The ski racers are designed with the knowledge that they must haul the extra drag of a skier around. The hull shapes are engineered with the skier drag in mind. As a result you end up with a hull that performs very well as engineered- with the skier drag- but when that drag is removed it is no longer being used as it was designed to be, and so becomes unstable. The boat is designed around the fact that it will be towing, and so is a very different boat from what you'd get if it were just meant to be a fast boat.
In a boat that's just meant to go darned fast, the preferred solution would be to engineer the hull for the normal running condition- full range of fuel levels, normal crew, no towed object.
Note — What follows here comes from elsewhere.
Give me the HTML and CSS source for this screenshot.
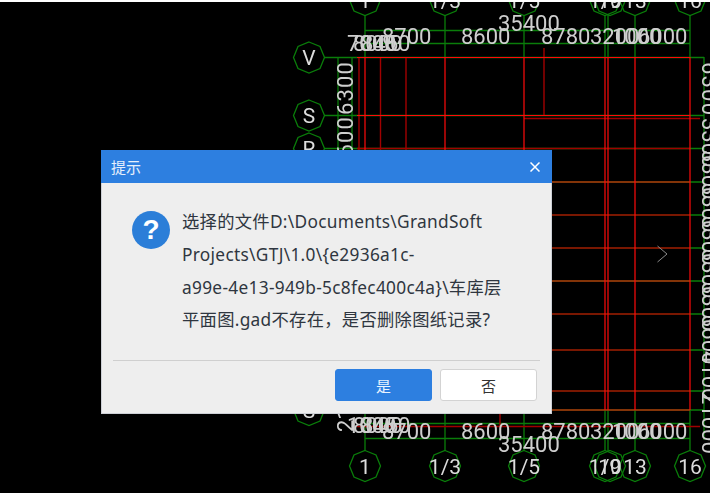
FILE: index.html
```html
<!DOCTYPE html>
<html lang="zh-CN">
<head>
<meta charset="utf-8">
<title>提示</title>
<link rel="stylesheet" href="styles.css">
</head>
<body>
<main class="stage">
  <svg class="cad" viewBox="0 2 710 491" width="710" height="491" aria-label="CAD grid">
    <defs>
      <polygon id="oct" points="0,-15.5 11,-11 15.5,0 11,11 0,15.5 -11,11 -15.5,0 -11,-11"/>
    </defs>
    <g class="green">
      <path d="M324 57.500H704M324 115.500H704M324 148.500H704M552 182H704M552 215H704M552 248H704M552 281H704M552 314H704M552 350H704M552 391H704M552 410H704"/>
      <path d="M365 15V58M445 15V58M524 15V58M605 15V58M608 15V58M635 15V58M690 15V58"/>
      <path d="M365 30.500H690M365 43.500H690M365 423.500H690M365 438.500H690"/>
      <path d="M338 57V160M352 57V160M704 57V440"/>
      <path d="M365 414V451M445 414V451M524 414V451M605 410V451M608 410V451M635 410V451M690 410V451"/>
      <use href="#oct" x="309" y="57.500"/><use href="#oct" x="309" y="115.500"/><use href="#oct" x="309" y="148.500"/><use href="#oct" x="309" y="410"/>
      <use href="#oct" x="365" y="0"/><use href="#oct" x="445" y="0"/><use href="#oct" x="524" y="0"/><use href="#oct" x="605" y="0"/><use href="#oct" x="610" y="0"/><use href="#oct" x="635" y="0"/><use href="#oct" x="690" y="0"/>
      <use href="#oct" x="365" y="466"/><use href="#oct" x="445" y="466"/><use href="#oct" x="524" y="466"/><use href="#oct" x="605" y="466"/><use href="#oct" x="610" y="466"/><use href="#oct" x="635" y="466"/><use href="#oct" x="690" y="466"/>
    </g>
    <g class="darkred">
      <path d="M359 57V150M380.500 57V150M406 57V150M544 48V115M500 414V426M524 118.500H700M357 148.500H690M552 215H690M552 248H690M552 314H690M552 350H690M552 391H690M357 426.500H700"/>
    </g>
    <g class="red">
      <path d="M357 57.500H690M357 115.500H690M552 182H690M552 281H690M552 410H690"/>
      <path d="M365 57V150M445 57V150M524 57V150M605 57V410M608 57V410M635 57V410M690 57V410"/>
    </g>
    <g class="dim">
      <text x="382" y="44">8700</text><text x="461" y="44">8600</text><text x="541" y="44">8780</text><text x="590" y="44">3200</text><text x="612" y="44">1000</text><text x="638" y="44">6000</text>
      <text x="347" y="51">7000</text><text x="353" y="51">8000</text><text x="361" y="51">8450</text>
      <text x="498" y="31">35400</text>
      <text x="382" y="439">8700</text><text x="461" y="439">8600</text><text x="541" y="439">8780</text><text x="590" y="439">3200</text><text x="612" y="439">1000</text><text x="638" y="439">6000</text>
      <text x="347" y="433">1000</text><text x="353" y="433">8000</text><text x="361" y="433">8450</text>
      <text x="498" y="452">35400</text>
      <text transform="translate(353 115) rotate(-90)" textLength="53">6300</text>
      <text transform="translate(353 170) rotate(-90)" textLength="53">8600</text>
      <text transform="translate(353 432) rotate(-90)">21000</text>
      <text transform="translate(702 62) rotate(90)" textLength="53">6300</text>
      <text transform="translate(702 118) rotate(90)">3300</text>
      <text transform="translate(702 150) rotate(90)">3300</text>
      <text transform="translate(702 183) rotate(90)">3300</text>
      <text transform="translate(702 216) rotate(90)">3300</text>
      <text transform="translate(702 249) rotate(90)">3300</text>
      <text transform="translate(702 282) rotate(90)">3300</text>
      <text transform="translate(702 315) rotate(90)">3600</text>
      <text transform="translate(702 351) rotate(90)">4100</text>
      <text transform="translate(702 392) rotate(90)">21000</text>
    </g>
    <g class="label">
      <text x="309" y="65">V</text><text x="309" y="123">S</text><text x="309" y="156">R</text><text x="309" y="418">S</text>
      <text x="365" y="8">1</text><text x="445" y="8">1/3</text><text x="524" y="8">1/5</text><text x="605" y="8">1/9</text><text x="610" y="8">10</text><text x="635" y="8">13</text><text x="690" y="8">16</text>
      <text x="365" y="474">1</text><text x="445" y="474">1/3</text><text x="524" y="474">1/5</text><text x="605" y="474">1/9</text><text x="610" y="474">10</text><text x="635" y="474">13</text><text x="690" y="474">16</text>
    </g>
    <path class="chevron" d="M657.500 246L667 254L657.500 262"/>
  </svg>

  <section class="dialog" role="dialog" aria-labelledby="dlg-title">
    <header class="dialog-head">
      <h1 class="dialog-title" id="dlg-title">提示</h1>
      <svg class="close" viewBox="0 0 10 10" width="10" height="10" aria-label="关闭"><path d="M0.500 0.500L9.500 9.500M9.500 0.500L0.500 9.500"/></svg>
    </header>
    <div class="dialog-body">
      <div class="question" aria-hidden="true">?</div>
      <p class="message">选择的文件D:\Documents\GrandSoft<br>Projects\GTJ\1.0\{e2936a1c-<br>a99e-4e13-949b-5c8fec400c4a}\车库层<br>平面图.gad不存在，是否删除图纸记录?</p>
    </div>
    <footer class="dialog-foot">
      <button class="btn btn-primary" type="button">是</button>
      <button class="btn" type="button">否</button>
    </footer>
  </section>
</main>
</body>
</html>
```
FILE: styles.css
```css
html, body { margin: 0; padding: 0; background: #fff; }
body { width: 714px; height: 493px; overflow: hidden; }

.stage {
  position: relative;
  width: 710px;
  height: 491px;
  margin-top: 2px;
  background: #000;
  overflow: hidden;
}
.cad { display: block; filter: blur(0.35px); }
.cad path, .cad use { fill: none; }
.green { stroke: #0a7d0a; stroke-width: 1.300; fill: none; }
.red { stroke: #ff0a0a; stroke-width: 1.200; fill: none; }
.darkred { stroke: #a00000; stroke-width: 1.400; fill: none; }
.dim text {
  font-family: Roboto, "Liberation Sans", sans-serif;
  font-weight: 400;
  font-size: 22px;
  fill: #cfcfcf;
}
.label text {
  font-family: Roboto, "Liberation Sans", sans-serif;
  font-weight: 400;
  font-size: 21px;
  fill: #dcdcdc;
  text-anchor: middle;
}
.chevron { stroke: #8a8a8a; stroke-width: 1; fill: none; }

.dialog {
  position: absolute;
  left: 101px;
  top: 148px;
  width: 451px;
  height: 264px;
  box-sizing: border-box;
  display: flex;
  flex-direction: column;
  background: #eeeeee;
  border: 1px solid #cdd0d6;
  border-top: 0;
  font-family: "Noto Sans", "Noto Sans CJK SC", sans-serif;
}
.dialog-head {
  height: 33px;
  flex: none;
  margin: 0 -1px;
  padding: 0 12px 0 10px;
  display: flex;
  align-items: center;
  justify-content: space-between;
  background: #2d7fe0;
}
.dialog-title {
  margin: 0;
  font-size: 15px;
  font-weight: 400;
  color: #e6f0fc;
  font-family: "Noto Sans CJK SC", sans-serif;
}
.close { stroke: #fff; stroke-width: 1.500; fill: none; }

.dialog-body {
  flex: 1;
  display: flex;
  gap: 12px;
  margin: 0 11px;
  padding: 23px 0 0 19px;
  border-bottom: 1px solid #cfcfcf;
}
.question {
  flex: none;
  width: 38px;
  height: 38px;
  margin-top: 5px;
  border-radius: 50%;
  background: #2b7ed8;
  color: #fff;
  font: 700 28px/38px "Liberation Sans", sans-serif;
  text-align: center;
}
.message {
  margin: 0;
  font-size: 17.300px;
  letter-spacing: 0.300px;
  line-height: 32.800px;
  color: #2f3640;
  white-space: nowrap;
}
.dialog-foot {
  flex: none;
  height: 52px;
  box-sizing: border-box;
  padding: 8px 14px 0 0;
  display: flex;
  justify-content: flex-end;
  gap: 8px;
}
.btn {
  width: 97px;
  height: 32px;
  padding: 0;
  border: 1px solid #d3d3d3;
  border-radius: 3px;
  background: #fff;
  color: #333;
  font: 15px "Noto Sans CJK SC", sans-serif;
}
.btn-primary {
  background: #2d7fe0;
  border-color: #2d7fe0;
  color: #eaf3ff;
}
```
The boat would be designed to be stable and fast in the most efficient condition you could run it in. Adding extra drag is not necessary if the boat is optimized for normal running.
Take a look at Unlimited hydros for inspiration, perhaps also SST tunnel boats.

Yes, this makes sense.

I am unsure of tunnel boats in the offshore area. Fine for coves and bays and inshore/inland, but there is swell and waves offshore, and IMLE tunnel boats do poorly in these conditions. I race boats that do 100mph inshore, yet I beat them offshore when I only do 75mph. On occasion they zoom past me, yet for most of the time they are poor handling, poor performing in the real sea.

I always thought that for a reasonable amount of money and power, the monohull was the best for offshore?